All you had to do was walk to the wall that didn’t have a window on it or a bed, and there would be the closet.  Just feel over to your right and the doorknob is right there.  The light switch was right there!  It is that easy!  But somehow, it wasn’t.
When this would occur we would never find the door.  We briefly spoke to our Mom about it, but all she said was that we were either dreaming or sleepwalking.  We are twins and never thought it weird that it was happening to both of us at the same time, if it was a dream, hallucination, sleepwalking, or whatever. 
But now, I wonder why my Mom would even say that, because with two people involved, how could it be a dream or sleepwalking?  Then again, what else was she to say?
This had happened a number of times.  Details elude me; this was 20 or more years ago.  But Will and I have a unique ‘checks and balance’ in that we are twins and were pretty much never apart until our raucous college days. 

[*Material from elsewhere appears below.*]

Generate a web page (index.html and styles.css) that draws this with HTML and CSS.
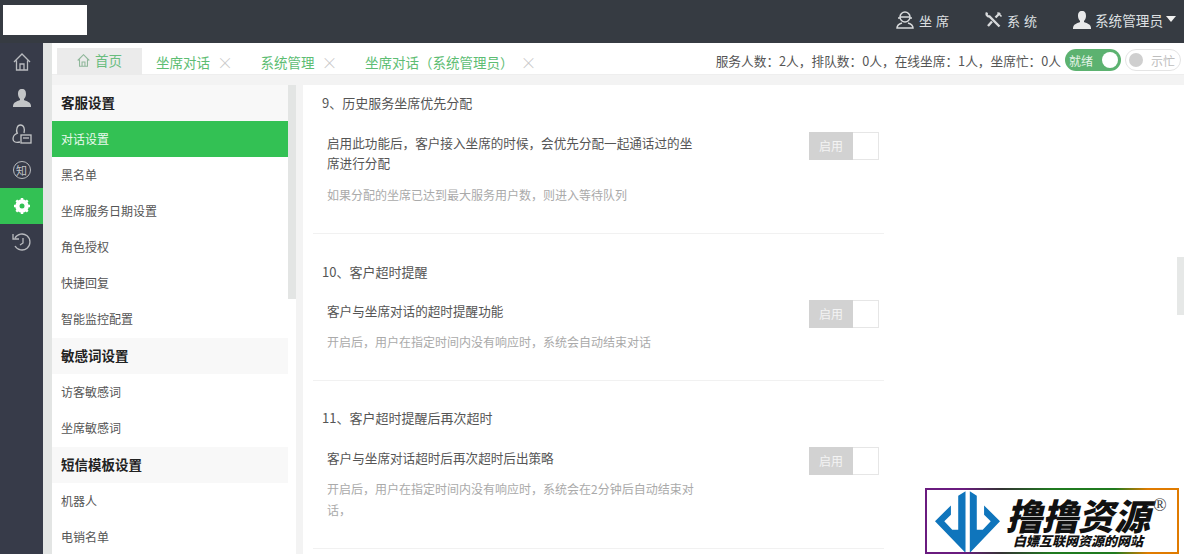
FILE: index.html
```html
<!DOCTYPE html>
<html lang="zh-CN">
<head>
  <meta charset="UTF-8" />
  <meta name="viewport" content="width=device-width, initial-scale=1.0" />
  <title>系统设置</title>
  <link rel="stylesheet" href="styles.css">
</head>
<body>
  <header class="topbar">
    <div class="logo"></div>
    <nav class="topnav">
      <a class="topnav-item spaced">
        <svg width="20" height="20" viewBox="0 0 20 20" fill="none" stroke="#d8dadc" stroke-width="1.5"><circle cx="10" cy="7" r="5"/><path d="M5 7h10M4 9v-2M16 9v-2M7 13c-3 1-5 2-5 5h16c0-3-2-4-5-5"/></svg>
        坐席
      </a>
      <a class="topnav-item spaced">
        <svg width="18" height="18" viewBox="0 0 18 18" fill="none" stroke="#d8dadc" stroke-width="2.400"><path d="M2 1.500c-1 2 0 4 2.500 4l10 10"/><path d="M15 2l-4.500 4.500M7 10.500l-4 4.500"/><path d="M12.500 1.500l4 4" stroke-width="1.600"/></svg>
        系统
      </a>
      <a class="topnav-item admin">
        <svg width="18" height="18" viewBox="0 0 18 18" fill="#e8e9ea"><path d="M9 0c3 0 4 2 4 5 0 2-1 4-2 5v1c2 1 7 2 7 6v1H0v-1c0-4 5-5 7-6v-1C6 9 5 7 5 5c0-3 1-5 4-5z"/></svg>
        系统管理员
        <span class="caret"></span>
      </a>
    </nav>
  </header>

  <div class="layout">
    <aside class="rail">
      <a class="rail-item">
        <svg width="18" height="18" viewBox="0 0 18 18" fill="none" stroke="#b9bbbf" stroke-width="1.3"><path d="M1 9l8-8 8 8M3.500 7.500V17h11V7.500M7 17v-6h4v6"/></svg>
      </a>
      <a class="rail-item">
        <svg width="18" height="18" viewBox="0 0 18 18" fill="#c3c5c7"><path d="M9 0c3 0 4 2 4 5 0 2-1 4-2 5v1c2 1 7 2 7 6v1H0v-1c0-4 5-5 7-6v-1C6 9 5 7 5 5c0-3 1-5 4-5z"/></svg>
      </a>
      <a class="rail-item">
        <svg width="20" height="20" viewBox="0 0 20 20" fill="none" stroke="#c3c5c7" stroke-width="1.3"><path d="M5 9C4 6 5 1 8.500 1S13 5 12 9M6 9c-3 1-5 3-5 6 0 3 3 4 7 3"/><rect x="9" y="11" width="10" height="8"/><path d="M11 14h6"/></svg>
      </a>
      <a class="rail-item">
        <span class="zhi">知</span>
      </a>
      <a class="rail-item active">
        <svg width="18" height="18" viewBox="0 0 18 18"><circle cx="9" cy="9" r="5" fill="none" stroke="#fff" stroke-width="3.500"/><path d="M9 1v16M1 9h16M3.300 3.300l11.400 11.400M14.700 3.300L3.300 14.700" stroke="#fff" stroke-width="2.500"/><circle cx="9" cy="9" r="2.500" fill="#33c154"/></svg>
      </a>
      <a class="rail-item">
        <svg width="20" height="20" viewBox="0 0 20 20" fill="none" stroke="#b9bbbf" stroke-width="1.3"><path d="M3 6a8 8 0 1 1 0 8M1 2v5h6M11 6v5l-3 2"/></svg>
      </a>
    </aside>

    <div class="workspace">
      <div class="tabbar">
        <div class="tabs">
          <a class="tab home">
            <svg width="13" height="13" viewBox="0 0 18 18" fill="none" stroke="#8fb79a" stroke-width="1.500"><path d="M1 9l8-8 8 8M3.500 7.500V17h11V7.500M7 17v-6h4v6"/></svg>
            首页
          </a>
          <a class="tab">坐席对话<span class="close">×</span></a>
          <a class="tab">系统管理<span class="close">×</span></a>
          <a class="tab">坐席对话（系统管理员）<span class="close">×</span></a>
        </div>
        <div class="status">
          <span>服务人数：2人，排队数：0人，在线坐席：1人，坐席忙：0人</span>
          <span class="pill on">就绪<i></i></span>
          <span class="pill off"><i></i>示忙</span>
        </div>
      </div>

      <div class="panels">
        <div class="sidebar">
          <div class="menu">
            <div class="menu-head">客服设置</div>
            <a class="menu-item current">对话设置</a>
            <a class="menu-item">黑名单</a>
            <a class="menu-item">坐席服务日期设置</a>
            <a class="menu-item">角色授权</a>
            <a class="menu-item">快捷回复</a>
            <a class="menu-item">智能监控配置</a>
            <div class="menu-head">敏感词设置</div>
            <a class="menu-item">访客敏感词</a>
            <a class="menu-item">坐席敏感词</a>
            <div class="menu-head">短信模板设置</div>
            <a class="menu-item">机器人</a>
            <a class="menu-item">电销名单</a>
          </div>
          <div class="menu-scroll"><div class="menu-thumb"></div></div>
        </div>

        <main class="content">
          <div class="settings">
            <section class="setting">
              <h3>9、历史服务坐席优先分配</h3>
              <div class="setting-row">
                <div class="setting-text">
                  <p class="desc">启用此功能后，客户接入坐席的时候，会优先分配一起通话过的坐席进行分配</p>
                  <p class="hint">如果分配的坐席已达到最大服务用户数，则进入等待队列</p>
                </div>
                <div class="switch"><span>启用</span><i></i></div>
              </div>
            </section>
            <section class="setting">
              <h3>10、客户超时提醒</h3>
              <div class="setting-row">
                <div class="setting-text">
                  <p class="desc">客户与坐席对话的超时提醒功能</p>
                  <p class="hint">开启后，用户在指定时间内没有响应时，系统会自动结束对话</p>
                </div>
                <div class="switch"><span>启用</span><i></i></div>
              </div>
            </section>
            <section class="setting">
              <h3>11、客户超时提醒后再次超时</h3>
              <div class="setting-row">
                <div class="setting-text">
                  <p class="desc">客户与坐席对话超时后再次超时后出策略</p>
                  <p class="hint">开启后，用户在指定时间内没有响应时，系统会在2分钟后自动结束对话，</p>
                </div>
                <div class="switch"><span>启用</span><i></i></div>
              </div>
            </section>
          </div>
          <div class="page-thumb"></div>
        </main>
      </div>
    </div>
  </div>

  <div class="watermark">
    <svg class="wm-logo" width="65" height="62" viewBox="30 14 196 186">
      <path fill="#0f75bc" d="M30 105L78 57V85L58 105L82 130H100V28L122 14V200Z"/>
      <path fill="#0f75bc" d="M226 105L178 57V85L198 105L174 130H156V28L135 14V200Z"/>
    </svg>
    <div class="wm-text">
      <div class="wm-title">撸撸资源</div>
      <div class="wm-sub">白嫖互联网资源的网站</div>
    </div>
    <span class="wm-reg">®</span>
  </div>
</body>
</html>
```

FILE: styles.css
```css
* {
  box-sizing: border-box;
}

html, body {
  height: 100%;
}

body {
  margin: 0;
  overflow: hidden;
  background: #fff;
  font-family: "Noto Sans CJK SC", "Noto Sans", sans-serif;
  font-size: 12px;
  color: #555;
}

.topbar {
  height: 43px;
  background: #363b42;
  display: flex;
  align-items: center;
  justify-content: space-between;
  padding: 0 8px 3px 3px;
}

.logo {
  width: 84px;
  height: 30px;
  background: #fff;
}

.topnav {
  display: flex;
  gap: 32px;
}

.topnav-item {
  display: flex;
  align-items: center;
  gap: 4px;
  color: #dfe0e2;
  font-size: 13px;
}

.spaced {
  letter-spacing: 4px;
}

.admin {
  font-size: 13.600px;
  gap: 4px;
}

.caret {
  width: 0;
  height: 0;
  border-left: 5px solid transparent;
  border-right: 5px solid transparent;
  border-top: 6px solid #f0f0f0;
  margin: -3px 0 0 -1px;
}

.layout {
  display: flex;
  height: 511px;
}

.rail {
  width: 43px;
  flex: none;
  background: #373b49;
  padding-top: 1px;
}

.rail-item {
  height: 36px;
  display: flex;
  align-items: center;
  justify-content: center;
}

.rail-item.active {
  background: #33c154;
}

.zhi {
  width: 18px;
  height: 18px;
  border: 1px solid #b9bbbf;
  border-radius: 50%;
  color: #c3c5c7;
  font-size: 11px;
  line-height: 16px;
  text-align: center;
}

.workspace {
  flex: 1;
  min-width: 0;
  background: #f3f3f3;
  border-left: 9px solid #e3e5e4;
}

.tabbar {
  height: 32px;
  background: #fff;
  display: flex;
  justify-content: space-between;
  border-bottom: 1px solid #eee;
  padding: 5px 3px 0 5px;
}

.tabs {
  display: flex;
}

.tab {
  display: flex;
  align-items: center;
  color: #5dbd73;
  font-size: 13.500px;
  height: 27px;
  padding-left: 14px;
  width: 104.500px;
}

.tab:last-child {
  width: auto;
}

.tab.home {
  width: 85px;
  justify-content: center;
  gap: 5px;
  padding: 0 0 3px;
  background: #ebebeb;
  color: #69bd7e;
}

.close {
  color: #c8c8c8;
  font-size: 16px;
  font-weight: 300;
  margin-left: 7px;
}

.status {
  display: flex;
  align-items: center;
  height: 22px;
  margin-top: 1px;
  color: #555;
  font-size: 12.700px;
}

.pill {
  display: flex;
  align-items: center;
  justify-content: space-between;
  width: 56px;
  height: 22px;
  border-radius: 11px;
  padding: 0 3px 0 4px;
  font-size: 12px;
  margin-left: 4px;
}

.pill i {
  width: 16px;
  height: 16px;
  border-radius: 50%;
}

.pill.on {
  background: #5cb270;
  color: #e6f4e9;
}

.pill.on i {
  background: #fff;
}

.pill.off {
  border: 1px solid #e4e4e4;
  color: #bdbdbd;
  padding: 0 5px 0 3px;
}

.pill.off i {
  width: 14px;
  height: 14px;
  background: #cfcfcf;
}

.panels {
  display: flex;
  height: 469px;
  margin-top: 10px;
}

.sidebar {
  width: 244px;
  flex: none;
  display: flex;
  background: #fff;
  overflow: hidden;
}

.menu {
  width: 236px;
  flex: none;
}

.menu-head {
  height: 36px;
  line-height: 34px;
  padding-left: 9px;
  background: #f8f8f8;
  color: #222;
  font-size: 13.500px;
  font-weight: 700;
}

.menu-item + .menu-head {
  margin-top: 1px;
}

.menu-item {
  display: block;
  height: 36px;
  line-height: 36px;
  padding-left: 9px;
  color: #555;
  font-size: 12px;
}

.menu-item.current {
  background: #33c154;
  color: #e9f9ed;
}

.menu-scroll {
  flex: 1;
}

.menu-thumb {
  height: 214px;
  background: #e3e5e4;
}

.content {
  flex: 1;
  min-width: 0;
  margin-left: 7px;
  background: #fff;
  overflow: hidden;
  position: relative;
}

.settings {
  width: 571px;
  margin: -20px 0 0 10px;
}

.setting {
  border-bottom: 1px solid #f1f1f1;
  padding: 28px 5px 28px 9px;
}

.setting:last-child {
  padding-top: 27px;
}

.setting h3 {
  margin: 0 0 19px;
  font-size: 13px;
  font-weight: 400;
  line-height: 20px;
  color: #555;
}

.setting:nth-child(2) h3 {
  margin-bottom: 18px;
}

.setting-row {
  display: flex;
  justify-content: space-between;
  align-items: flex-start;
}

.setting-text {
  width: 370px;
  margin-left: 5px;
  padding-top: 1px;
}

.setting p {
  margin: 0;
}

.desc {
  font-size: 12.600px;
  line-height: 20px;
  color: #555;
}

.setting .hint {
  font-size: 12px;
  line-height: 21px;
  color: #aaa;
  margin-top: 10px;
}

.setting:first-child .hint {
  margin-top: 11px;
}

.switch {
  display: flex;
  width: 70px;
  height: 28px;
  border-radius: 2px;
}

.switch span {
  width: 44px;
  background: #d2d2d2;
  color: #f4f4f4;
  text-align: center;
  line-height: 28px;
}

.switch i {
  flex: 1;
  background: #fff;
  border: 1px solid #e6e6e6;
  border-left: none;
}

.page-thumb {
  position: absolute;
  right: 0;
  top: 172px;
  width: 7px;
  height: 58px;
  background: #e6e8e7;
}

.watermark {
  position: absolute;
  left: 925px;
  top: 488px;
  width: 254px;
  height: 66px;
  background: #fff;
  border: 2px solid;
  border-image: linear-gradient(to right, #6a1b7f 0%, #6a1b7f 15%, #333 30%, #1f7a1f 50%, #1f7a1f 75%, #e07b00 88%, #e07b00 100%) 1;
  display: flex;
  overflow: hidden;
}

.wm-logo {
  margin: 1px 0 0 8px;
  flex: none;
}

.wm-text {
  margin-left: 6px;
  font-style: italic;
  font-weight: 900;
  color: #111;
  text-align: center;
}

.wm-title {
  font-size: 36px;
  line-height: 34px;
  margin-top: 7px;
  white-space: nowrap;
}

.wm-sub {
  font-size: 13px;
  line-height: 14px;
  margin-top: 3px;
  white-space: nowrap;
}

.wm-reg {
  font-family: "Liberation Serif", serif;
  font-size: 18px;
  line-height: 18px;
  color: #444;
  margin: 6px 0 0 3px;
}
```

We have not talked about these ‘paranormal’ events from our youth very often nowadays.  The constraints of adult life shackle past youthful anomalies into the obscure and once shadowy corners of the mind.  But when revisited we find them incredibly peculiar as there is no explanation as how things of this nature could have taken place, especially in our present world paradigm dominated by Newtonian and Freudian thought and the overdevelopment and reliance of scientific methodology.  Ah, the unforgiving Western world.  But there is hope!  The witnessing and research of quantum insights correlating with ancient myths, spiritual teachings, and the like by such respected scientist/philosophers as Albert Einstein, Richard Fenyman, Fritjof Capra, David Bohm, Irvin Laszlo, and many others has secured a permanent foundation to place this new paradigm the world is experiencing.